▶ [Directive] Narrow the data below down to the lines containing "index".

[BEGIN]

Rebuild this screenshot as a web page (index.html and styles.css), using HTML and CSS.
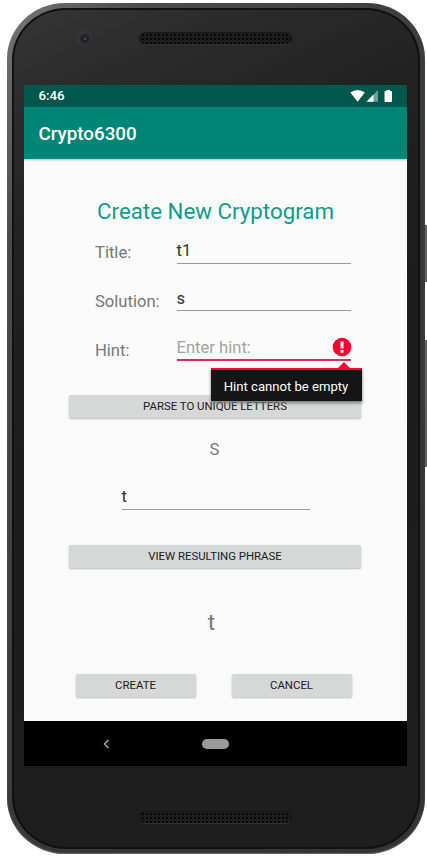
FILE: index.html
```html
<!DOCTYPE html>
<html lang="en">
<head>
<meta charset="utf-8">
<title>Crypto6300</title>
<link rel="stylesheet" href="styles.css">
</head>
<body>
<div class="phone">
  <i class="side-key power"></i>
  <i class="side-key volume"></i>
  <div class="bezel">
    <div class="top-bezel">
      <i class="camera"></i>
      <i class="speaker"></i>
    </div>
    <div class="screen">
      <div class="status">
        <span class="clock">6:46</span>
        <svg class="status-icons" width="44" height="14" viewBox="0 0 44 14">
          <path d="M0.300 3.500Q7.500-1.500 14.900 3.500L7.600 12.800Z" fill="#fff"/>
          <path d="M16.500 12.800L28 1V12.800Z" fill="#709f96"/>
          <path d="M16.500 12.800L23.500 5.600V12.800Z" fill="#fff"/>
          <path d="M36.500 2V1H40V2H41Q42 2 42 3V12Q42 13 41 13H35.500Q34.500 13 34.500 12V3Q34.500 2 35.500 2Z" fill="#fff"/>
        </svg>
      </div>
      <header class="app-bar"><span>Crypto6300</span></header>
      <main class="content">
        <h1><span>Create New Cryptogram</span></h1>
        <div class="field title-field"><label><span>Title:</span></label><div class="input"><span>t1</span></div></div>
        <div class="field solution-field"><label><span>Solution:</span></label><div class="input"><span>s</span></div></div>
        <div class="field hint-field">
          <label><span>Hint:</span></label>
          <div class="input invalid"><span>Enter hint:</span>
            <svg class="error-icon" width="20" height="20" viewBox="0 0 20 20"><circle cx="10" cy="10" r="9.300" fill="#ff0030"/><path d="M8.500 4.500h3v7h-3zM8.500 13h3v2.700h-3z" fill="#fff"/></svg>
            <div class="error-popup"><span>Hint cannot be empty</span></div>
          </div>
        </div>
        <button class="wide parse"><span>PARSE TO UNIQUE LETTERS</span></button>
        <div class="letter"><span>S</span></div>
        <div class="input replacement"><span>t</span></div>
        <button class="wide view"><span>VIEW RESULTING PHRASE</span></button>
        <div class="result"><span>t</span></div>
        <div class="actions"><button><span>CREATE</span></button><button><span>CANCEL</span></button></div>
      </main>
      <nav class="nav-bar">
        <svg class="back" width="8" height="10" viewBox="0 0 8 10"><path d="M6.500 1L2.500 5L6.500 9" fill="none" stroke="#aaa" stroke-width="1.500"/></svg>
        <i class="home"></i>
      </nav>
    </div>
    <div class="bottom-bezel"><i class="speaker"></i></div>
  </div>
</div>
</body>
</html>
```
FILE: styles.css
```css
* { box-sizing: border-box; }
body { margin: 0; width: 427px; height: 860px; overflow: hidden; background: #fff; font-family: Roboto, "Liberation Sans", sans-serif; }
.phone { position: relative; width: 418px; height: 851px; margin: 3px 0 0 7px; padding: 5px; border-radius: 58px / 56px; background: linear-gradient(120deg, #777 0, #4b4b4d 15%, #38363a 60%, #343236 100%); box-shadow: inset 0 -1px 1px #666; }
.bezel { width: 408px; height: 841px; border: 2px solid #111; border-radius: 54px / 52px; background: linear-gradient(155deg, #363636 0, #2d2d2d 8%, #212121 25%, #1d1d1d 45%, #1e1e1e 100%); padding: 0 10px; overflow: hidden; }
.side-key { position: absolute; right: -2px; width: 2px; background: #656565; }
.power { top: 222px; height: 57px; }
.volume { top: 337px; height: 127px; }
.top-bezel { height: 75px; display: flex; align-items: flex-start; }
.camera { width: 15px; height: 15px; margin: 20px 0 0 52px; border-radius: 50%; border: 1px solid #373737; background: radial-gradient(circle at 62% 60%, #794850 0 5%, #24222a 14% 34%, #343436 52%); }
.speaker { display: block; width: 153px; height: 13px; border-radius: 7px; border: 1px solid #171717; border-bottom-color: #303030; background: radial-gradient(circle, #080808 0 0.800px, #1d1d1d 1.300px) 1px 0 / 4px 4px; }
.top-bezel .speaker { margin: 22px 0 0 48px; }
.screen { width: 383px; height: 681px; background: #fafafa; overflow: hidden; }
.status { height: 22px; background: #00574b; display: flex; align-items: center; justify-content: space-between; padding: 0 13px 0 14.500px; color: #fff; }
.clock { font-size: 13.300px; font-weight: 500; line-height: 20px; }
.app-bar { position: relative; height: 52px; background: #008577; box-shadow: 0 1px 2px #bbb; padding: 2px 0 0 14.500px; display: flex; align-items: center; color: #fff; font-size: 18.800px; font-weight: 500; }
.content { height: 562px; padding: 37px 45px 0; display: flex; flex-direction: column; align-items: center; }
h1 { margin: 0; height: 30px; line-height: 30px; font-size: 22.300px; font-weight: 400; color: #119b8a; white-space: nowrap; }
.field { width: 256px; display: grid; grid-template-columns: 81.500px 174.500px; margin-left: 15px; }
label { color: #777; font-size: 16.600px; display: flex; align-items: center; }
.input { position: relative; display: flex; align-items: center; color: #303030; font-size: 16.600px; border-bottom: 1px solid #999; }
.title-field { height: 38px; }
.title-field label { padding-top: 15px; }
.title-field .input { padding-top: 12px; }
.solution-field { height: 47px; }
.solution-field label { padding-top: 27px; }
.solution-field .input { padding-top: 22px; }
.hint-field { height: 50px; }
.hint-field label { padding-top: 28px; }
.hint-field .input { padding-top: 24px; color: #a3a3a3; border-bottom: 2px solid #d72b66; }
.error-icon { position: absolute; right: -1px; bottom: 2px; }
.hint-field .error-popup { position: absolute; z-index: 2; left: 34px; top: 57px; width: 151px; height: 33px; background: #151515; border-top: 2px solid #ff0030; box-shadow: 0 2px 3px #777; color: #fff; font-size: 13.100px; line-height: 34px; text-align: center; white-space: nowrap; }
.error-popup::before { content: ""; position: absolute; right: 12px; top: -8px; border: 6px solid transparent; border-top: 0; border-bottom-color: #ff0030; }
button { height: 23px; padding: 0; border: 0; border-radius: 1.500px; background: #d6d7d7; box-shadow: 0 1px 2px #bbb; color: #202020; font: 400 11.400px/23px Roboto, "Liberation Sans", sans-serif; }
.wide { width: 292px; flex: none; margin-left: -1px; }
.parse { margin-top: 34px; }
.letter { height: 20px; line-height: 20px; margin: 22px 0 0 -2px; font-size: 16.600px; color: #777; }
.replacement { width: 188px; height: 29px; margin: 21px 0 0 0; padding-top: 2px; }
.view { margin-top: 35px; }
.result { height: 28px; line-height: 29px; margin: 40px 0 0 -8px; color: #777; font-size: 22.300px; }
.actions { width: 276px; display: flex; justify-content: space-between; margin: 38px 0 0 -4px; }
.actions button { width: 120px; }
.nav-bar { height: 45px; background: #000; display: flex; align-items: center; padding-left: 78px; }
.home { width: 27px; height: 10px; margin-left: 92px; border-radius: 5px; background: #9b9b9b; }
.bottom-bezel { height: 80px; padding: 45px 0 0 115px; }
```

[END]

▶ [Written answer]
Rebuild this screenshot as a web page (index.html and styles.css), using HTML and CSS.
FILE: index.html
.hint-field .error-popup { position: absolute; z-index: 2; left: 34px; top: 57px; width: 151px; height: 33px; background: #151515; border-top: 2px solid #ff0030; box-shadow: 0 2px 3px #777; color: #fff; font-size: 13.100px; line-height: 34px; text-align: center; white-space: nowrap; }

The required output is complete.